Dewan Jaminan Sosial Nasional (DJSN) memperkirakan iuran BPJS Kesehatan berpotensi naik pada Juli 2025, menyusul perubahan tarif standar layanan kesehatan Peraturan Menteri Kesehatan Nomor 3 Tahun 2023.

Permenkes ini mengatur standar tarif terbaru yang menggantikan standar tarif pelayanan kesehatan lama baik untuk Fasilitas Kesehatan Tingkat Pertama (FKTP) maupun Fasilitas Kesehatan Rujukan Tingkat Lanjut (FKRTL) yang diatur dalam Permenkes Nomor 52 Tahun 2016.

"Soal ancaman adanya minus BPJS perlu dipikirkan oleh manajemen dengan melakukan terobosan yang memungkinkan agar terhindar dari defisit yang besar," kata Rahmad.

Dari analisa DJSN, surplus aset neto BPJS Kesehatan hingga 31 Desember 2023 yang sebesar Rp56,5 triliun bisa berbalik negatif pada 2025. Defisit ini akan muncul pada Agustus-September 2025, sekitar Rp11 triliun.

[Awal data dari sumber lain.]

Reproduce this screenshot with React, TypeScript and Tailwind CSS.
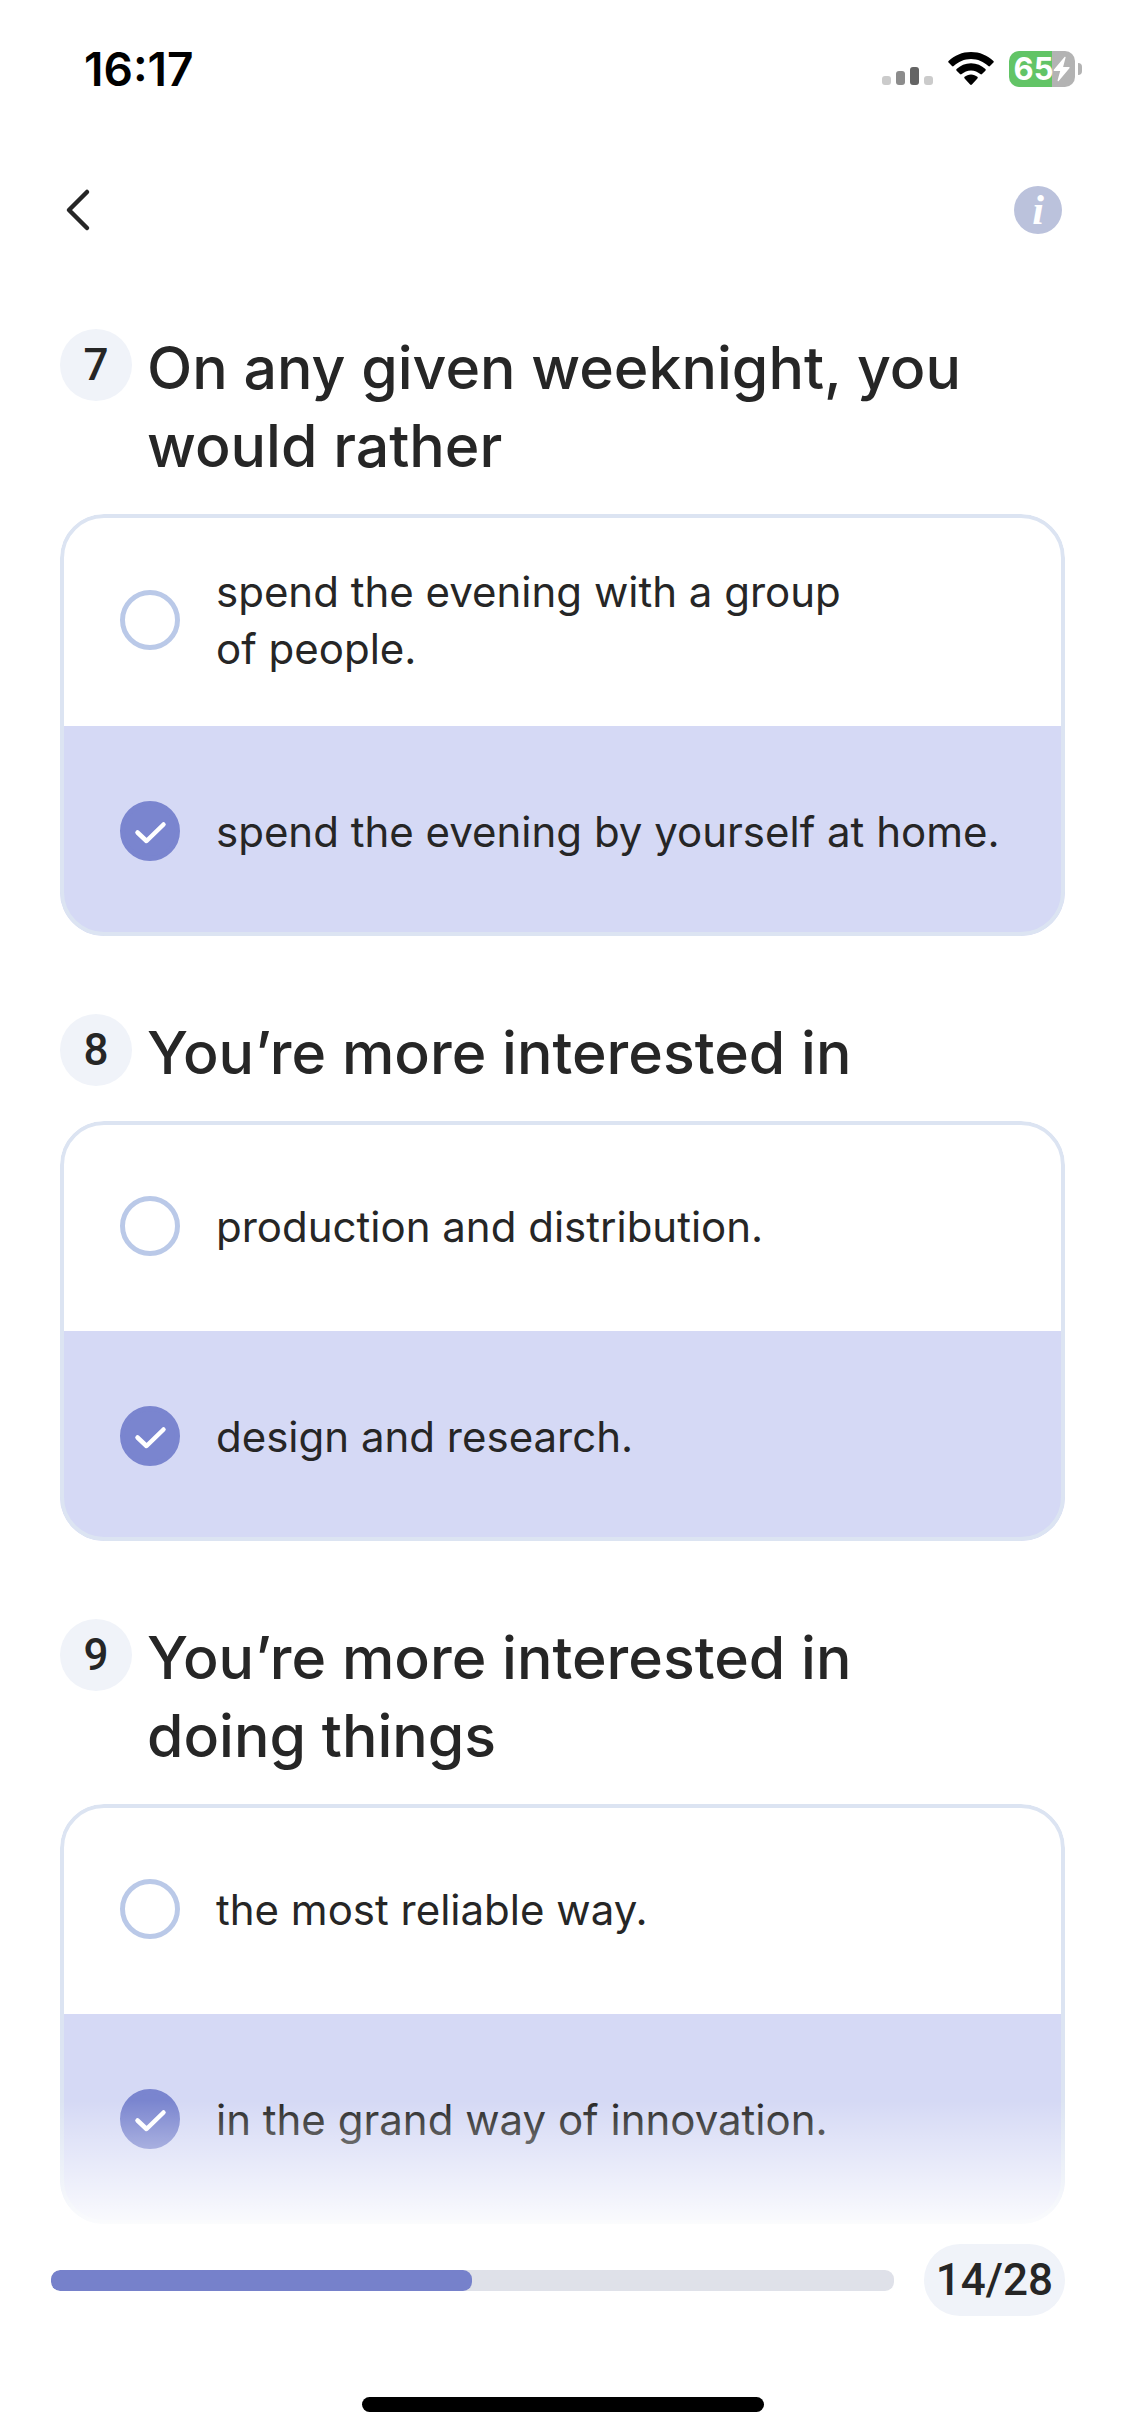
import { useState } from 'react';

const questions = [
  {
    number: 7,
    title: 'On any given weeknight, you would rather',
    options: ['spend the evening with a group of\u00a0people.', 'spend the evening by yourself at home.'],
  },
  {
    number: 8,
    title: 'You’re more interested in',
    options: ['production and distribution.', 'design and research.'],
  },
  {
    number: 9,
    title: 'You’re more interested in doing things',
    options: ['the most reliable way.', 'in the grand way of innovation.'],
  },
];

const total = 28;
const answered = 14;

function StatusBar() {
  return (
    <div className="flex h-[138px] items-center justify-between pl-[84px] pr-[43px]">
      <span className="text-[46px] leading-[52px] font-semibold text-black">16:17</span>
      <div className="flex items-center gap-[15px]">
        <svg width="51" height="36" viewBox="0 0 51 36" aria-hidden="true">
          <rect x="0" y="25" width="9" height="9" rx="3" fill="#cbcbcb" />
          <rect x="14" y="20" width="9" height="14" rx="3" fill="#8c8c8c" />
          <rect x="28" y="16" width="9" height="18" rx="3" fill="#646464" />
          <rect x="42" y="25" width="9" height="9" rx="3" fill="#cbcbcb" />
        </svg>
        <svg width="46" height="36" viewBox="0 0 46 36" aria-hidden="true">
          <path d="M23 1C14.300 1 6.400 4.400 .600 9.900a1.200 1.200 0 0 0 0 1.700l3.400 3.400a1.200 1.200 0 0 0 1.700 0C10.200 10.800 16.300 8 23 8s12.800 2.800 17.300 7a1.200 1.200 0 0 0 1.700 0l3.400-3.400a1.200 1.200 0 0 0 0-1.700C39.600 4.400 31.700 1 23 1Z" />
          <path d="M23 12.200c-5.600 0-10.700 2.200-14.400 5.800a1.200 1.200 0 0 0 0 1.700l3.400 3.400a1.200 1.200 0 0 0 1.700 0c2.400-2.300 5.700-3.700 9.300-3.700s6.900 1.400 9.300 3.700a1.200 1.200 0 0 0 1.700 0l3.400-3.400a1.200 1.200 0 0 0 0-1.700c-3.700-3.600-8.800-5.800-14.400-5.800Z" />
          <path d="M23 23.400c-2.500 0-4.700.900-6.400 2.400a1.100 1.100 0 0 0 0 1.600l5.500 6.200a1.300 1.300 0 0 0 1.800 0l5.500-6.200a1.100 1.100 0 0 0 0-1.600c-1.700-1.500-3.900-2.400-6.400-2.400Z" />
        </svg>
        <div className="flex items-center gap-[3px]">
          <div className="flex h-9 w-[66px] items-center justify-center rounded-[10px] bg-linear-to-r from-[#62c466] from-65% to-[#b3b3b3] to-65%">
            <span className="text-[31px] leading-9 font-bold text-white">65</span>
            <svg width="17" height="26" viewBox="0 0 17 26" fill="#fff" aria-hidden="true">
              <path d="M11.500 1 .800 13.800c-.400.500-.100 1.100.500 1.100h5.900L4.600 24.300c-.200.900.500 1.200 1.100.600L16.400 12.200c.400-.500.100-1.100-.500-1.100h-5.800l2.500-9.500c.200-.900-.500-1.300-1.100-.600Z" />
            </svg>
          </div>
          <div className="h-3 w-1 rounded-r-full bg-[#b3b3b3]" />
        </div>
      </div>
    </div>
  );
}

function Option({ name, label, checked, onChange }: { name: string; label: string; checked: boolean; onChange: () => void }) {
  return (
    <label className="flex min-h-[210px] cursor-pointer items-center gap-9 py-[49px] pr-10 pl-[60px] has-checked:bg-[#d5d9f5]">
      <span className="grid shrink-0">
        <input
          type="radio"
          name={name}
          checked={checked}
          onChange={onChange}
          className="col-start-1 row-start-1 size-[60px] appearance-none rounded-full border-5 border-[#bac9e8] checked:border-[#7a85cf] checked:bg-[#7a85cf]"
        />
        {checked && (
          <svg className="pointer-events-none col-start-1 row-start-1" width="60" height="60" viewBox="0 0 60 60" fill="none" aria-hidden="true">
            <path d="m17.500 31.500 9 8.500 17-16.500" stroke="#fff" strokeWidth="4.500" strokeLinecap="round" strokeLinejoin="round" />
          </svg>
        )}
      </span>
      <span className="text-[42px] leading-[57px]">{label}</span>
    </label>
  );
}

export default function App() {
  const [answers, setAnswers] = useState<Record<number, number>>({ 7: 1, 8: 1, 9: 1 });

  return (
    <div className="flex min-h-screen flex-col bg-white font-['Inter',sans-serif] text-[#262626]">
      <StatusBar />

      {/* Nav */}
      <header className="flex h-36 items-center justify-between px-[60px]">
        <button type="button" aria-label="Back" className="cursor-pointer">
          <svg width="36" height="48" viewBox="0 0 36 48" fill="none" aria-hidden="true">
            <path d="M27 6 9 24l18 18" stroke="#262626" strokeWidth="4.500" strokeLinecap="round" strokeLinejoin="round" />
          </svg>
        </button>
        <button
          type="button"
          aria-label="Information"
          className="mr-[3px] size-12 cursor-pointer rounded-full bg-[#bbc2dc] text-center font-['Liberation_Serif',serif] text-[42px] leading-[46px] font-bold text-white italic"
        >
          i
        </button>
      </header>

      {/* Questions */}
      <main className="flex flex-col gap-[78px] px-[60px] pt-[47px] pb-4">
        {questions.map((q) => (
          <section key={q.number}>
            <div className="mb-[29px] flex items-start gap-[15px]">
              <span className="flex size-[72px] shrink-0 items-center justify-center rounded-full bg-[#f0f3f9] font-['Roboto',sans-serif] text-[44px] leading-none font-medium">
                {q.number}
              </span>
              <h2 className="max-w-[840px] text-[59px] leading-[78px] font-medium">{q.title}</h2>
            </div>
            <div className="relative overflow-hidden rounded-[44px]" role="radiogroup" aria-label={q.title}>
              {q.options.map((label, i) => (
                <Option
                  key={label}
                  name={`question-${q.number}`}
                  label={label}
                  checked={answers[q.number] === i}
                  onChange={() => setAnswers({ ...answers, [q.number]: i })}
                />
              ))}
              <div className="pointer-events-none absolute inset-0 rounded-[44px] border-4 border-[#dce4f2]" />
            </div>
          </section>
        ))}
      </main>

      {/* Progress */}
      <footer className="sticky bottom-0 mt-auto bg-white">
        <div className="pointer-events-none absolute inset-x-0 bottom-full h-[140px] bg-linear-to-t from-white to-white/0" />
        <div className="flex items-center gap-[30px] pt-1 pr-[60px] pl-[51px]">
          <div
            role="progressbar"
            aria-label="Progress"
            aria-valuenow={answered}
            aria-valuemax={total}
            className="h-[21px] flex-1 overflow-hidden rounded-[9px] bg-[#dfe1e9]"
          >
            <div className="h-full rounded-[9px] bg-[#7681cb]" style={{ width: `${(answered / total) * 100}%` }} />
          </div>
          <span className="flex h-[72px] items-center rounded-full bg-[#f0f3f9] px-3 font-['Roboto',sans-serif] text-[44px] leading-none font-medium">
            {answered}/{total}
          </span>
        </div>
        <div className="flex justify-center pt-[81px] pb-6">
          <div className="h-[15px] w-[402px] rounded-full bg-black" />
        </div>
      </footer>
    </div>
  );
}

Selain itu, juga ada hitungan utilitas atau pemanfaatan BPJS Kesehatan yang meningkat hingga 2023, ditambah dengan adanya perluasan kontrak antara BPJS Kesehatan dengan pihak rumah sakit dari 2.963 pada 2022 menjadi 3.083 pada 2024.

"Potensi kenaikan tarif iuran itu belum mempertimbangkan rencana kebijakan implementasi single tarif iuran atau kelas rawat inap standar (KRIS) yang menghapus sistem kelas 1, 2, 3 BPJS Kesehatan," kata Rahmad.